Palestine–Sudan relations
- Palestine: Sudan

= Palestine–Sudan relations =

Palestine–Sudan relations are the political and economic relations between Palestine and Sudan. Palestine has an embassy in Khartoum, but Sudan does not have a representative office or embassy in Palestine. The two countries form part of the Middle East region and share strong and similar cultural ties together. Sudan supports the independence of Palestine. Many Palestinians reside in Sudan to study or to work.

== Historical relations ==
Between 29 August and 1 September 1967, the Fourth Arab Summit (Arab League summit 1967) was held in the Capital of Sudan, Khartoum, which was known as the Summit of the Three No's.
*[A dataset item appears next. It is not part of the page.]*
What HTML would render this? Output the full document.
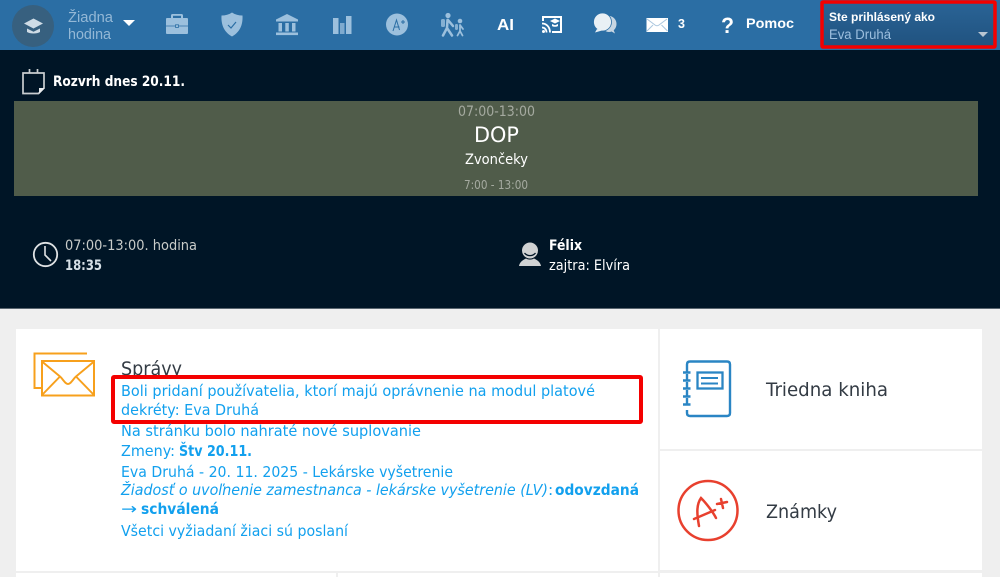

Relations between with Palestine Liberation Organization and Sudan began in 1969. After the declaration of the independence of Palestine and the establishment of the State of Palestine on 15 November 1988, Sudan raised the diplomatic representation of an embassy with all immunities and privileges.

== Political relations ==
On 21 January 2017, the Joint Ministerial Higher Committee between the governments of Palestine and Sudan signed 18 memoranda of understanding in the areas of commercial, security, international, health, justice, judicial, tourism, banking, documentation, culture, planning, information, counseling and endowments, and visas. Travel, care and social security.

Both Hamas and Palestinian Islamic Jihad criticized Sudan for agreeing to establish relations with Israel.

On November 10, 2023, Sudan's general Abdel Fattah Al Burhan condemned Israel's action in Gaza, calling it "aggression". He also claimed that Palestine should have the right to establish a state with the 1967 borders.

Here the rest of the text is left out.